Work to be completed
Using the listing beneath this task, count the lines with the word "index" and write only the result.
^^^^^^^^^^^^^^^^
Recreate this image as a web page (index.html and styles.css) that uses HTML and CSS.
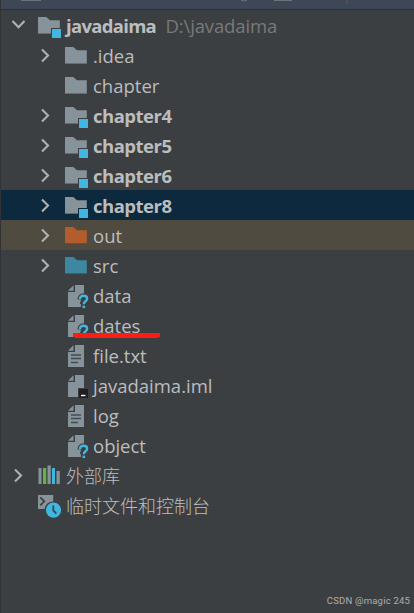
FILE: index.html
```html
<!DOCTYPE html>
<html lang="zh">
<head>
<meta charset="utf-8">
<title>Project</title>
<link rel="stylesheet" href="styles.css">
</head>
<body>
<svg class="defs" width="0" height="0">
  <defs>
    <symbol id="down" viewBox="0 0 36 30"><path d="M12.5 11l6 6.2 6-6.2" class="chev"/></symbol>
    <symbol id="right" viewBox="0 0 36 30"><path d="M15 9.5l6 6-6 6" class="chev"/></symbol>
    <symbol id="folder" viewBox="0 0 30 30"><path d="M2 7h8.3l3.7 3.2h9.8V24H2z" fill="currentColor"/><path d="M2 23.5h21.8" stroke="#000" stroke-opacity=".25" fill="none"/></symbol>
    <symbol id="module" viewBox="0 0 30 30"><path d="M2 7h8.3l3.7 3.2h9.8V18H15v6H2z" fill="#87939a"/><path d="M2 23.5h13" stroke="#626d73" fill="none"/><path d="M16 19h9v9h-9z" fill="#40b6e0"/></symbol>
    <symbol id="unknown" viewBox="0 0 30 30"><path d="M10.5 5.3v5.5H5zM12 5h9v8.6c-3.4-.3-6.4 1.5-6.4 5.9h3.2v1.6c-.6 1-.8 1.7-.8 2.9h.9v3H5V12h7z" fill="#87939a"/><path d="M16.9 19.2c0-2.3 1.4-3.5 3.7-3.5s3.5 1.2 3.5 3c0 2.6-3.3 2.5-3.3 5.5" fill="none" stroke="#40b6e0" stroke-width="2.4"/><path d="M19.5 25.6h2.6v2.5h-2.6z" fill="#40b6e0"/></symbol>
    <symbol id="text" viewBox="0 0 30 30"><path d="M10.5 5.3v5.5H5zM12 5h9v22H5V12h7z" fill="#87939a"/><path d="M8 15h10M8 18.5h10M8 22.5h7" stroke="#454c50" stroke-width="1.6"/></symbol>
    <symbol id="iml" viewBox="0 0 30 30"><path d="M10.5 5.3v5.5H5zM12 5h9v13h-6v9H5V12h7z" fill="#87939a"/><path d="M16 19h9v9h-9z" fill="#231f20"/><path d="M18 25.5h4.5" stroke="#fff" stroke-width="1.4"/></symbol>
    <symbol id="library" viewBox="0 0 30 30"><path d="M2.5 8h3v16h-3zM11.5 5.5h3.3V24h-3.3zM20.5 11h3.3v13h-3.3z" fill="#87939a"/><path d="M7 8h3.2v16H7z" fill="#62b543"/><path d="M16 8h3v16h-3z" fill="#40b6e0"/></symbol>
    <symbol id="scratch" viewBox="0 0 30 30"><path d="M2 5h15.2v6.6c-4.5 0-8 3-8.5 7.4H2z" fill="#87939a"/><path d="M4.3 7.3l4 4-4 4" fill="none" stroke="#3c3f41" stroke-width="1.7"/><circle cx="17.5" cy="20.2" r="7.6" fill="#40b6e0"/><path d="M17.3 15.5v5l3 3" fill="none" stroke="#334b57" stroke-width="1.8"/></symbol>
  </defs>
</svg>
<div class="window">
  <header class="bar">
    <svg width="414" height="9"><path d="M20 0h20M273 0h18" stroke="#87939a" stroke-width="2" opacity=".6"/><path d="M240 0q3 2 6 0" stroke="#87939a" fill="none" opacity=".6"/><path d="M346 0v4" stroke="#665b5c"/></svg>
  </header>
  <main class="tree">
    <div class="row"><svg class="arrow"><use href="#down"/></svg><svg class="icon"><use href="#module"/></svg><span class="name strong project">javadaima</span><span class="path">D:\javadaima</span></div>
    <div class="row child"><svg class="arrow"><use href="#right"/></svg><svg class="icon"><use href="#folder"/></svg><span class="name">.idea</span></div>
    <div class="row child"><svg class="arrow"></svg><svg class="icon"><use href="#folder"/></svg><span class="name">chapter</span></div>
    <div class="row child"><svg class="arrow"><use href="#right"/></svg><svg class="icon"><use href="#module"/></svg><span class="name strong">chapter4</span></div>
    <div class="row child"><svg class="arrow"><use href="#right"/></svg><svg class="icon"><use href="#module"/></svg><span class="name strong">chapter5</span></div>
    <div class="row child"><svg class="arrow"><use href="#right"/></svg><svg class="icon"><use href="#module"/></svg><span class="name strong">chapter6</span></div>
    <div class="row child selected"><svg class="arrow"><use href="#right"/></svg><svg class="icon"><use href="#module"/></svg><span class="name strong">chapter8</span></div>
    <div class="row child excluded"><svg class="arrow"><use href="#right"/></svg><svg class="icon orange"><use href="#folder"/></svg><span class="name">out</span></div>
    <div class="row child"><svg class="arrow"><use href="#right"/></svg><svg class="icon teal"><use href="#folder"/></svg><span class="name">src</span></div>
    <div class="row child"><svg class="arrow"></svg><svg class="icon"><use href="#unknown"/></svg><span class="name">data</span></div>
    <div class="row child marked"><svg class="arrow"></svg><svg class="icon"><use href="#unknown"/></svg><span class="name">dates</span><svg class="underline" width="90" height="8"><path d="M0 0h87v4H0z" fill="#fd1d12"/><path d="M2 4.2h83" stroke="#fd1d12" stroke-width="1.6"/></svg></div>
    <div class="row child"><svg class="arrow"></svg><svg class="icon"><use href="#text"/></svg><span class="name">file.txt</span></div>
    <div class="row child"><svg class="arrow"></svg><svg class="icon"><use href="#iml"/></svg><span class="name">javadaima.iml</span></div>
    <div class="row child"><svg class="arrow"></svg><svg class="icon"><use href="#text"/></svg><span class="name">log</span></div>
    <div class="row child"><svg class="arrow"></svg><svg class="icon"><use href="#unknown"/></svg><span class="name">object</span></div>
    <div class="row"><svg class="arrow"><use href="#right"/></svg><svg class="icon"><use href="#library"/></svg><span class="name cjk">外部库</span></div>
    <div class="row"><svg class="arrow"></svg><svg class="icon"><use href="#scratch"/></svg><span class="name cjk">临时文件和控制台</span></div>
  </main>
  <footer class="credit">CSDN @magic 245</footer>
</div>
</body>
</html>
```
FILE: styles.css
```css
body {
  margin: 0;
  background: #3c3f41;
  font-family: "Open Sans", "Noto Sans CJK SC", sans-serif;
}
.defs {
  position: absolute;
}
.window {
  box-sizing: border-box;
  width: 414px;
  height: 613px;
  display: flex;
  flex-direction: column;
  overflow: hidden;
  box-shadow: inset 1px 0 #313335;
}
.bar {
  height: 9px;
  margin-left: 1px;
  background: #3d4756;
  border-bottom: 1px solid #2f3133;
}
.bar svg {
  display: block;
}
.tree {
  flex: 1;
}
.row {
  display: flex;
  align-items: center;
  height: 30px;
  color: #bbbdbf;
  white-space: nowrap;
}
.child {
  padding-left: 27px;
}
.selected {
  background: #0d293e;
  box-shadow: inset 1px 0 #313335;
}
.excluded {
  background: #4f4b41;
  box-shadow: inset 1px 0 #313335;
}
.marked {
  position: relative;
}
.underline {
  position: absolute;
  left: 73px;
  top: 23px;
}
.arrow {
  width: 36px;
  height: 30px;
  flex: none;
}
.chev {
  fill: none;
  stroke: #afb1b3;
  stroke-width: 2.1;
}
.icon {
  width: 30px;
  height: 30px;
  flex: none;
  color: #87939a;
}
.orange {
  color: #b35c2e;
}
.teal {
  color: #3d87a1;
}
.name,
.path {
  font-size: 18.5px;
  line-height: 30px;
  padding-top: 1px;
}
.strong {
  font-weight: 700;
  letter-spacing: -0.5px;
}
.project {
  letter-spacing: -0.7px;
}
.path {
  color: #777a7c;
  margin-left: 9.5px;
  letter-spacing: -0.15px;
}
.cjk {
  font-family: "Noto Sans CJK SC", sans-serif;
  font-size: 18px;
  font-weight: 300;
  padding-top: 0;
}
.credit {
  height: 25px;
  padding-right: 4px;
  text-align: right;
  font: 9.5px/25px Roboto, sans-serif;
  letter-spacing: 0.2px;
  color: #adafb0;
}
```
^^^^^^^^^^^^^^^^
Output
2